One soldier who talked to the Herald - unnamed because he spoke without headquarters clearance - served with Crib 20, losing five of those deployed alongside him.

He was clear: "It was worth it. The PRT gave 10 years of stability in Bamiyan. It gave 10 years for the Hazara people to be educated, get kick-started and have a fresh start at life.

"We gave 10 years of our commitment to the Afghan people. We gave 10 years of freedom in the province. We gave them as much help as we could. What they do afterwards is there responsibility."

Boys and girls of Bamiyan were educated in a school opened by the PRT. There were democratic elections. The infrastructure of a society was rebuilt.

"It's unfortunate we lost lives but if we don't remember the good our soldiers have done it takes away why they lost their lives."

New Zealand had a great deal to offer, he said. "Unfortunately sometimes we need to be put in harm's way to pass on that experience."

There were other benefits also, he said. Our military relationship with the US was now stronger than it has been for decades after the "no nukes" split of the 1980s.

The way that support was won was spelled out by author Nicky Hager in his 2011 book Other People's Wars, which detailed New Zealand's involvement in the War On Terror.

Hager wrote of how the Central Intelligence Agency presence in Bamiyan operated from Kiwi Base, and that it also housed a military intelligence post which was part of a national network of spy stations.

Certainly, we began the deployment under the diplomatic shadow of our "no nukes" policy and ended it with relations rebuilt.

The interpreter

Raza Khadim, 32, who is Hazara, from a neighbouring province who lived half his life in Bamiyan, worked alongside New Zealand forces as an interpreter. He now lives in Hamilton, as do many of the interpreters who were granted New Zealand citizenship after their service.

New Zealanders deployed to Bamiyan base. YouTube / US Military Videos & Photos

The involvement over six years was so close he jokes: "I used to speak English. Now I speak Kiwi."

Khadim speaks highly of the attitude of New Zealand troops towards the locals. "The Kiwis had a different nature from what people had seen in the past. They had seen Russians, war and killing and then the Taliban. And then the Kiwis. I was like, look at this guys - why are they so happy all the time?
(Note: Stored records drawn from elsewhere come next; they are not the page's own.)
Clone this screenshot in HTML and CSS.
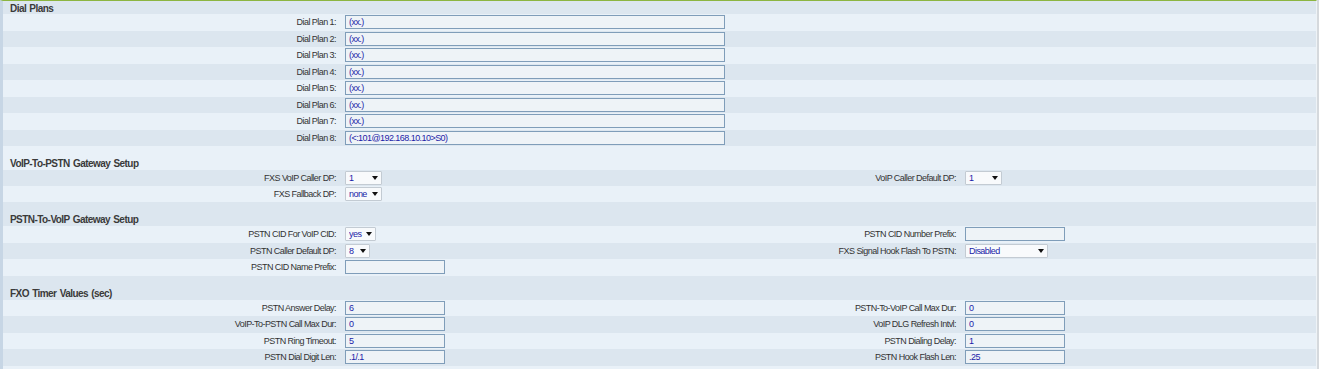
FILE: index.html
```html
<!DOCTYPE html>
<html lang="en">
<head>
    <meta charset="UTF-8">
    <title>Voice - Line</title>
    <link rel="stylesheet" href="styles.css">
</head>
<body>

<div class="panel">
    <div class="head first">Dial Plans</div>
    <div class="row">
        <label class="lbl">Dial Plan 1:</label>
        <div class="val"><input class="txt wide" value="(xx.)"></div>
    </div>
    <div class="row">
        <label class="lbl">Dial Plan 2:</label>
        <div class="val"><input class="txt wide" value="(xx.)"></div>
    </div>
    <div class="row">
        <label class="lbl">Dial Plan 3:</label>
        <div class="val"><input class="txt wide" value="(xx.)"></div>
    </div>
    <div class="row">
        <label class="lbl">Dial Plan 4:</label>
        <div class="val"><input class="txt wide" value="(xx.)"></div>
    </div>
    <div class="row">
        <label class="lbl">Dial Plan 5:</label>
        <div class="val"><input class="txt wide" value="(xx.)"></div>
    </div>
    <div class="row">
        <label class="lbl">Dial Plan 6:</label>
        <div class="val"><input class="txt wide" value="(xx.)"></div>
    </div>
    <div class="row">
        <label class="lbl">Dial Plan 7:</label>
        <div class="val"><input class="txt wide" value="(xx.)"></div>
    </div>
    <div class="row">
        <label class="lbl">Dial Plan 8:</label>
        <div class="val"><input class="txt wide" value="(&lt;:101@192.168.10.10&gt;S0)"></div>
    </div>

    <div class="head">VoIP-To-PSTN Gateway Setup</div>
    <div class="row sel">
        <label class="lbl">FXS VoIP Caller DP:</label>
        <div class="val"><span class="dd"><select class="s36"><option>1</option></select></span></div>
        <label class="lbl">VoIP Caller Default DP:</label>
        <div class="val"><span class="dd"><select class="s36"><option>1</option></select></span></div>
    </div>
    <div class="row sel">
        <label class="lbl">FXS Fallback DP:</label>
        <div class="val"><span class="dd"><select class="s36"><option>none</option></select></span></div>
    </div>

    <div class="head">PSTN-To-VoIP Gateway Setup</div>
    <div class="row">
        <label class="lbl">PSTN CID For VoIP CID:</label>
        <div class="val"><span class="dd"><select class="s30"><option>yes</option></select></span></div>
        <label class="lbl">PSTN CID Number Prefix:</label>
        <div class="val"><input class="txt" value=""></div>
    </div>
    <div class="row">
        <label class="lbl">PSTN Caller Default DP:</label>
        <div class="val"><span class="dd"><select class="s24"><option>8</option></select></span></div>
        <label class="lbl">FXS Signal Hook Flash To PSTN:</label>
        <div class="val"><span class="dd"><select class="s82"><option>Disabled</option></select></span></div>
    </div>
    <div class="row">
        <label class="lbl">PSTN CID Name Prefix:</label>
        <div class="val"><input class="txt" value=""></div>
    </div>

    <div class="head">FXO Timer Values (sec)</div>
    <div class="row">
        <label class="lbl">PSTN Answer Delay:</label>
        <div class="val"><input class="txt" value="6"></div>
        <label class="lbl">PSTN-To-VoIP Call Max Dur:</label>
        <div class="val"><input class="txt" value="0"></div>
    </div>
    <div class="row">
        <label class="lbl">VoIP-To-PSTN Call Max Dur:</label>
        <div class="val"><input class="txt" value="0"></div>
        <label class="lbl">VoIP DLG Refresh Intvl:</label>
        <div class="val"><input class="txt" value="0"></div>
    </div>
    <div class="row">
        <label class="lbl">PSTN Ring Timeout:</label>
        <div class="val"><input class="txt" value="5"></div>
        <label class="lbl">PSTN Dialing Delay:</label>
        <div class="val"><input class="txt" value="1"></div>
    </div>
    <div class="row">
        <label class="lbl">PSTN Dial Digit Len:</label>
        <div class="val"><input class="txt" value=".1/.1"></div>
        <label class="lbl">PSTN Hook Flash Len:</label>
        <div class="val"><input class="txt" value=".25"></div>
    </div>
</div>

</body>
</html>
```

FILE: styles.css
```css
body {
    margin: 0;
    padding: 0;
    background-color: #d5d9dd;
    font-family: "Liberation Sans", Arial, sans-serif;
    color: #333;
}

.panel {
    width: 1313px;
    border-top: 1px solid #8cb540;
    border-left: 3px solid #c7d6e5;
    border-right: 1px solid #eef3f7;
    height: 368px;
    overflow: hidden;
    background-color: #e9f1f8;
}

.panel > div:nth-child(odd) {
    background-color: #dce6ef;
}

.panel > div:nth-child(even) {
    background-color: #e9f1f8;
}

.head {
    height: 24px;
    box-sizing: border-box;
    padding: 13px 0 0 7px;
    font-size: 10px;
    font-weight: bold;
    letter-spacing: -0.55px;
    word-spacing: 1px;
    line-height: 10px;
    color: #3a3a3a;
}

.head.first {
    height: 13px;
    padding-top: 3px;
}

.row {
    display: grid;
    grid-template-columns: 342px 380px 240px 1fr;
    align-items: center;
    height: 16.5px;
}

.row.sel {
    height: 16px;
}

.lbl {
    text-align: right;
    padding-right: 9px;
    font-size: 9px;
    letter-spacing: -0.55px;
    color: #333;
    white-space: nowrap;
}

.val {
    display: flex;
    align-items: center;
}

.txt {
    box-sizing: border-box;
    width: 100px;
    height: 14px;
    margin: 0;
    padding: 0 0 0 3px;
    border: 1px solid #7f9db9;
    background-color: #eef3f7;
    font-family: "Liberation Sans", Arial, sans-serif;
    font-size: 9px;
    letter-spacing: -0.55px;
    color: #1c1ca8;
    outline: none;
}

.txt.wide {
    width: 380px;
}

.dd {
    position: relative;
    display: inline-flex;
    height: 14px;
}

.dd::after {
    content: "";
    position: absolute;
    right: 4px;
    top: 5px;
    border-left: 3.5px solid transparent;
    border-right: 3.5px solid transparent;
    border-top: 4px solid #111;
    pointer-events: none;
}

.dd select {
    -webkit-appearance: none;
    appearance: none;
    box-sizing: border-box;
    height: 14px;
    margin: 0;
    padding: 0 0 0 3px;
    border: 1px solid #c3cbd3;
    border-radius: 1px;
    background-color: #f8fafc;
    font-family: "Liberation Sans", Arial, sans-serif;
    font-size: 9px;
    letter-spacing: -0.55px;
    line-height: 12px;
    color: #1c1ca8;
}

.s36 { width: 37px; }
.s30 { width: 31px; }
.s24 { width: 25px; }
.s82 { width: 83px; }
```
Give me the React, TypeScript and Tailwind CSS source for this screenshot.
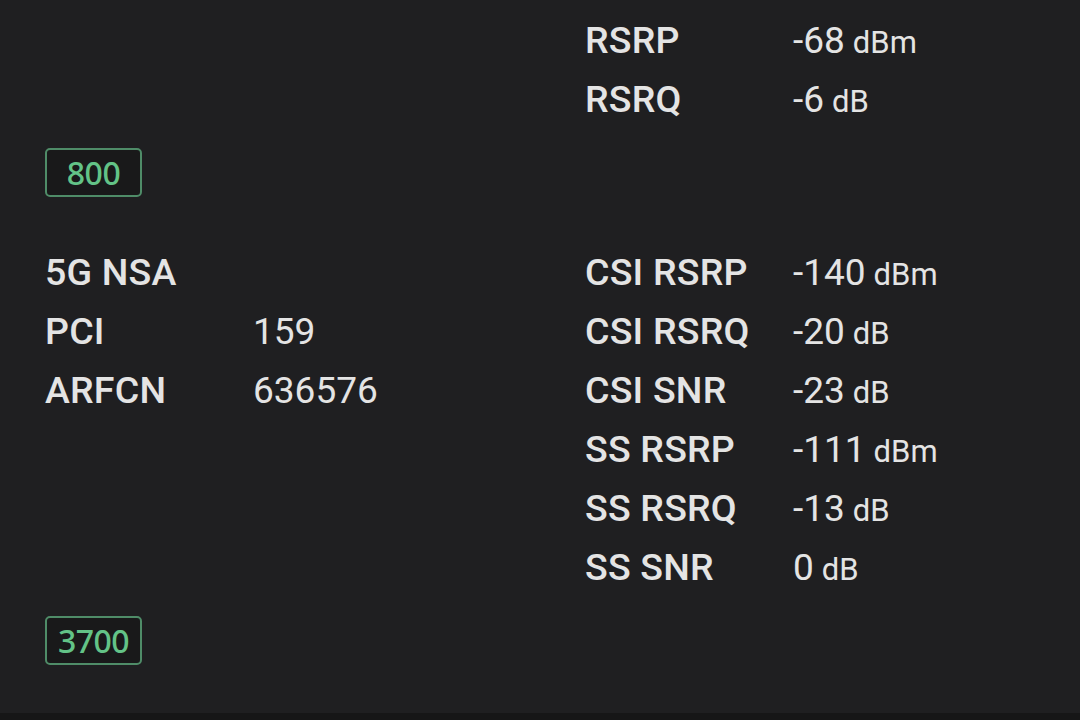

"I personally believe the PRT had quite a positive impact on the lives of the locals. If you look at Bamiyan, look at it from the day the PRT was established.

Raza Khadim was an interpreter for New Zealand forces in Bamiyan and now lives in Hamilton.
Raza Khadim was an interpreter for New Zealand forces in Bamiyan and now lives in Hamilton.

"If you compare those days you will see a difference. Not just a small difference but a major difference."

The contrast, too, goes back further to earlier conflicts in which "we have seen hundreds and thousands of people killed in the wars we had".

While New Zealanders moved in and out over six-month deployments, Khadim's continuous presence allowed an overview and perception his employers might not have had.

The road from Kabul used to be a 14-hour journey. Now, improved and sealed, it takes around four hours.

"Someone who comes in for six months might not notice that. But we knew that."

Providing security and development were major benefits, he said, along with the rule of law through training of police.

Bamiyan used to be cut off from the world during winter. For six to eight months of the year, heavy snow would restrict movement. "They now have good roads. They have snow-clearing projects."

Schools have been opened, the business community supported, health clinics set up. "Hundreds of things done by the PRT have changed lives."

He acknowledges the loss of the eight lives - men the interpreters had worked alongside.

"Losing those lives, it was unfortunate. Anyone who has lost someone in war knows. Every Afghan would know that because all of us have lost someone.

"With the loss of their lives, they have made Afghanistan a better place for hundreds of thousands of people."